I was kind of hoping someone from AMD could comment, at least on #2.
The ALUInsts counter reported by the Stream Profiler is the average number of ALU (or ALU bundles in your terminology above) instructions executed per work-item.
Two problems with the calculation in the first post: it assumes that the ALUInsts counter is per wavefront and it doesn't taken into account the number of compute units and stream cores in the GPU.
To correlate the kernel timing with the ALUInsts and ALUBusy counters, I'd use the following equation (it only makes sense for ALU bound kernel though):
Kernel Time (in second) = ( total work items * ALUInsts ) / ( ALUBusy * number of compute units * number of stream cores per compute unit * engine clock )
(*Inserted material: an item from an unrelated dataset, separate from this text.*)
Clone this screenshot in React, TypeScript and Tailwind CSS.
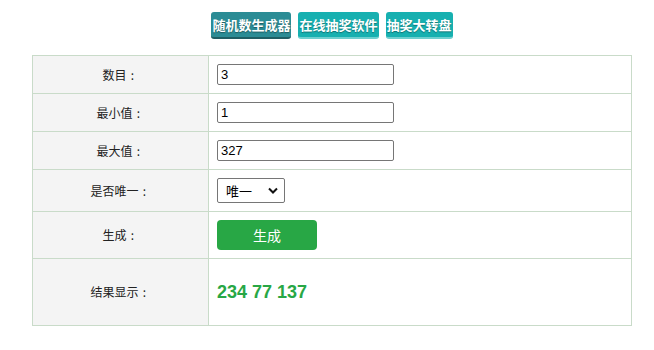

The ALUFetchRatio is just ALUInsts divided by FetchInsts.
Another question please:
Given SimpleConvolution 4k*4k, Fetch Busy is 26.59%. ~0% stalled.
Is GDDR5 4xMemoryClock or just 2x?
For example, the run time above is 16.7. So the fetch unit should be ~4.4.
But if you calculate it:
Bits Fetched in total: 2813297704 bits / (256*1200Mhz*4) = ~2.2.
I'm confused why the effective memory clock here is 2400 and not 4800 as it should be, right?
Or anyone who knows anything about the gddr5 on the 5870?